Exercise instructions: The complete listing should be restated exactly.

Information supplied:
•••••

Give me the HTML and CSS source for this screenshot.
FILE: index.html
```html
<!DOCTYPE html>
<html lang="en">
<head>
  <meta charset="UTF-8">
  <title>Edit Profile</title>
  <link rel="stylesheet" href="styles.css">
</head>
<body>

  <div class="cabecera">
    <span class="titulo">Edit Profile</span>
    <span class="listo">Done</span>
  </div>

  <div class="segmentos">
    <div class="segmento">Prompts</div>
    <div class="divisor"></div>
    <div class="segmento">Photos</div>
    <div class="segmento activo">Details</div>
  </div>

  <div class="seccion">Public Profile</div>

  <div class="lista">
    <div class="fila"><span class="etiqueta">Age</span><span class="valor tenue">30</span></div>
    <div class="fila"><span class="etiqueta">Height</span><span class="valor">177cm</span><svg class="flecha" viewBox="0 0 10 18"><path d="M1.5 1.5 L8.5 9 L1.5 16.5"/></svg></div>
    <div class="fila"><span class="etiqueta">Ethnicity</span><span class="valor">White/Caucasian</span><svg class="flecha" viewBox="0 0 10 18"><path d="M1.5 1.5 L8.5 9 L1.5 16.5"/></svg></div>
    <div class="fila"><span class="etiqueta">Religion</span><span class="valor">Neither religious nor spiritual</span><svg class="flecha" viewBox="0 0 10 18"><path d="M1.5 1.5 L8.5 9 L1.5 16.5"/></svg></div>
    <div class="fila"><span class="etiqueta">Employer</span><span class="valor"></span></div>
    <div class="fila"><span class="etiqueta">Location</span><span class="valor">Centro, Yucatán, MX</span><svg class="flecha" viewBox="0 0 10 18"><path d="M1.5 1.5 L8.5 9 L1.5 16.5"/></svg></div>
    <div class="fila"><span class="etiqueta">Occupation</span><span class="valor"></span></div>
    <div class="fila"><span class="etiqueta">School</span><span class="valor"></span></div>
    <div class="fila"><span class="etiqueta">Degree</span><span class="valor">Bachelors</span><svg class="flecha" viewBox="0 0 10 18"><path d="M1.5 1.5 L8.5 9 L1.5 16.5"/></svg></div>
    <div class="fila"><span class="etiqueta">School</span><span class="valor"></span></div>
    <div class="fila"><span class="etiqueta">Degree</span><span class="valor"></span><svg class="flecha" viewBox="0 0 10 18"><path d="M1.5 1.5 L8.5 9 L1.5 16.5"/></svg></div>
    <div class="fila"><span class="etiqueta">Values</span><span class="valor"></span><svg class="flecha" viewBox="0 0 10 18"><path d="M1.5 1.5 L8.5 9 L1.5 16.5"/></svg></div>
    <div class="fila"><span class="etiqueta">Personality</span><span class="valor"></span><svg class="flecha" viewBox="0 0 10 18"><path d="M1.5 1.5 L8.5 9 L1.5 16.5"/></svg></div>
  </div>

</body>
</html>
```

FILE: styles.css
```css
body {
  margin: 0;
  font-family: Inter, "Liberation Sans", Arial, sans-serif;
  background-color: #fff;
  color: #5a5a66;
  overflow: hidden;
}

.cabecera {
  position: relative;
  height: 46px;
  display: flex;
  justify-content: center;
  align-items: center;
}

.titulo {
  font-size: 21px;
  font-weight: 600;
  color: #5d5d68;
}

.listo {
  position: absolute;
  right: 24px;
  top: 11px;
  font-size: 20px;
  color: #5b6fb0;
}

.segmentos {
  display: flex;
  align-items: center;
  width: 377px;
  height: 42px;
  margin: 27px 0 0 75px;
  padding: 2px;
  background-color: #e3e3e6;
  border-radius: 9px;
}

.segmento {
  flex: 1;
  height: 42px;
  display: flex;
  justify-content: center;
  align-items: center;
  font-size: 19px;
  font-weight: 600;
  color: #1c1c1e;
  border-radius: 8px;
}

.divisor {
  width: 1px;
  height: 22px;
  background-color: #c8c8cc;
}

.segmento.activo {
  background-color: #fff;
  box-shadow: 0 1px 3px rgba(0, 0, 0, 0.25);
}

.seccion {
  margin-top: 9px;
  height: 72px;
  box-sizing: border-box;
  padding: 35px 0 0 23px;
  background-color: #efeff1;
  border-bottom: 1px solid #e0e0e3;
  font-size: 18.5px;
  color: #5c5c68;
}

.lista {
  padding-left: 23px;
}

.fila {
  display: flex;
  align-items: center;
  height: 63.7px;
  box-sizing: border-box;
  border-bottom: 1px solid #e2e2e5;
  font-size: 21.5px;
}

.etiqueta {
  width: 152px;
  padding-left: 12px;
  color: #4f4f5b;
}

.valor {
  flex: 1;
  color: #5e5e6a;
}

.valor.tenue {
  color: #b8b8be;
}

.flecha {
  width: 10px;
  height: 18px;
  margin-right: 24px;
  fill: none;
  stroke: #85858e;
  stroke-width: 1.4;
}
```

•••••

Written solution:
Give me the HTML and CSS source for this screenshot.
FILE: index.html
```html
<!DOCTYPE html>
<html lang="en">
<head>
  <meta charset="UTF-8">
  <title>Edit Profile</title>
  <link rel="stylesheet" href="styles.css">
</head>
<body>

  <div class="cabecera">
    <span class="titulo">Edit Profile</span>
    <span class="listo">Done</span>
  </div>

  <div class="segmentos">
    <div class="segmento">Prompts</div>
    <div class="divisor"></div>
    <div class="segmento">Photos</div>
    <div class="segmento activo">Details</div>
  </div>

  <div class="seccion">Public Profile</div>

  <div class="lista">
    <div class="fila"><span class="etiqueta">Age</span><span class="valor tenue">30</span></div>
    <div class="fila"><span class="etiqueta">Height</span><span class="valor">177cm</span><svg class="flecha" viewBox="0 0 10 18"><path d="M1.5 1.5 L8.5 9 L1.5 16.5"/></svg></div>
    <div class="fila"><span class="etiqueta">Ethnicity</span><span class="valor">White/Caucasian</span><svg class="flecha" viewBox="0 0 10 18"><path d="M1.5 1.5 L8.5 9 L1.5 16.5"/></svg></div>
    <div class="fila"><span class="etiqueta">Religion</span><span class="valor">Neither religious nor spiritual</span><svg class="flecha" viewBox="0 0 10 18"><path d="M1.5 1.5 L8.5 9 L1.5 16.5"/></svg></div>
    <div class="fila"><span class="etiqueta">Employer</span><span class="valor"></span></div>
    <div class="fila"><span class="etiqueta">Location</span><span class="valor">Centro, Yucatán, MX</span><svg class="flecha" viewBox="0 0 10 18"><path d="M1.5 1.5 L8.5 9 L1.5 16.5"/></svg></div>
    <div class="fila"><span class="etiqueta">Occupation</span><span class="valor"></span></div>
    <div class="fila"><span class="etiqueta">School</span><span class="valor"></span></div>
    <div class="fila"><span class="etiqueta">Degree</span><span class="valor">Bachelors</span><svg class="flecha" viewBox="0 0 10 18"><path d="M1.5 1.5 L8.5 9 L1.5 16.5"/></svg></div>
    <div class="fila"><span class="etiqueta">School</span><span class="valor"></span></div>
    <div class="fila"><span class="etiqueta">Degree</span><span class="valor"></span><svg class="flecha" viewBox="0 0 10 18"><path d="M1.5 1.5 L8.5 9 L1.5 16.5"/></svg></div>
    <div class="fila"><span class="etiqueta">Values</span><span class="valor"></span><svg class="flecha" viewBox="0 0 10 18"><path d="M1.5 1.5 L8.5 9 L1.5 16.5"/></svg></div>
    <div class="fila"><span class="etiqueta">Personality</span><span class="valor"></span><svg class="flecha" viewBox="0 0 10 18"><path d="M1.5 1.5 L8.5 9 L1.5 16.5"/></svg></div>
  </div>

</body>
</html>
```

FILE: styles.css
```css
body {
  margin: 0;
  font-family: Inter, "Liberation Sans", Arial, sans-serif;
  background-color: #fff;
  color: #5a5a66;
  overflow: hidden;
}

.cabecera {
  position: relative;
  height: 46px;
  display: flex;
  justify-content: center;
  align-items: center;
}

.titulo {
  font-size: 21px;
  font-weight: 600;
  color: #5d5d68;
}

.listo {
  position: absolute;
  right: 24px;
  top: 11px;
  font-size: 20px;
  color: #5b6fb0;
}

.segmentos {
  display: flex;
  align-items: center;
  width: 377px;
  height: 42px;
  margin: 27px 0 0 75px;
  padding: 2px;
  background-color: #e3e3e6;
  border-radius: 9px;
}

.segmento {
  flex: 1;
  height: 42px;
  display: flex;
  justify-content: center;
  align-items: center;
  font-size: 19px;
  font-weight: 600;
  color: #1c1c1e;
  border-radius: 8px;
}

.divisor {
  width: 1px;
  height: 22px;
  background-color: #c8c8cc;
}

.segmento.activo {
  background-color: #fff;
  box-shadow: 0 1px 3px rgba(0, 0, 0, 0.25);
}

.seccion {
  margin-top: 9px;
  height: 72px;
  box-sizing: border-box;
  padding: 35px 0 0 23px;
  background-color: #efeff1;
  border-bottom: 1px solid #e0e0e3;
  font-size: 18.5px;
  color: #5c5c68;
}

.lista {
  padding-left: 23px;
}

.fila {
  display: flex;
  align-items: center;
  height: 63.7px;
  box-sizing: border-box;
  border-bottom: 1px solid #e2e2e5;
  font-size: 21.5px;
}

.etiqueta {
  width: 152px;
  padding-left: 12px;
  color: #4f4f5b;
}

.valor {
  flex: 1;
  color: #5e5e6a;
}

.valor.tenue {
  color: #b8b8be;
}

.flecha {
  width: 10px;
  height: 18px;
  margin-right: 24px;
  fill: none;
  stroke: #85858e;
  stroke-width: 1.4;
}
```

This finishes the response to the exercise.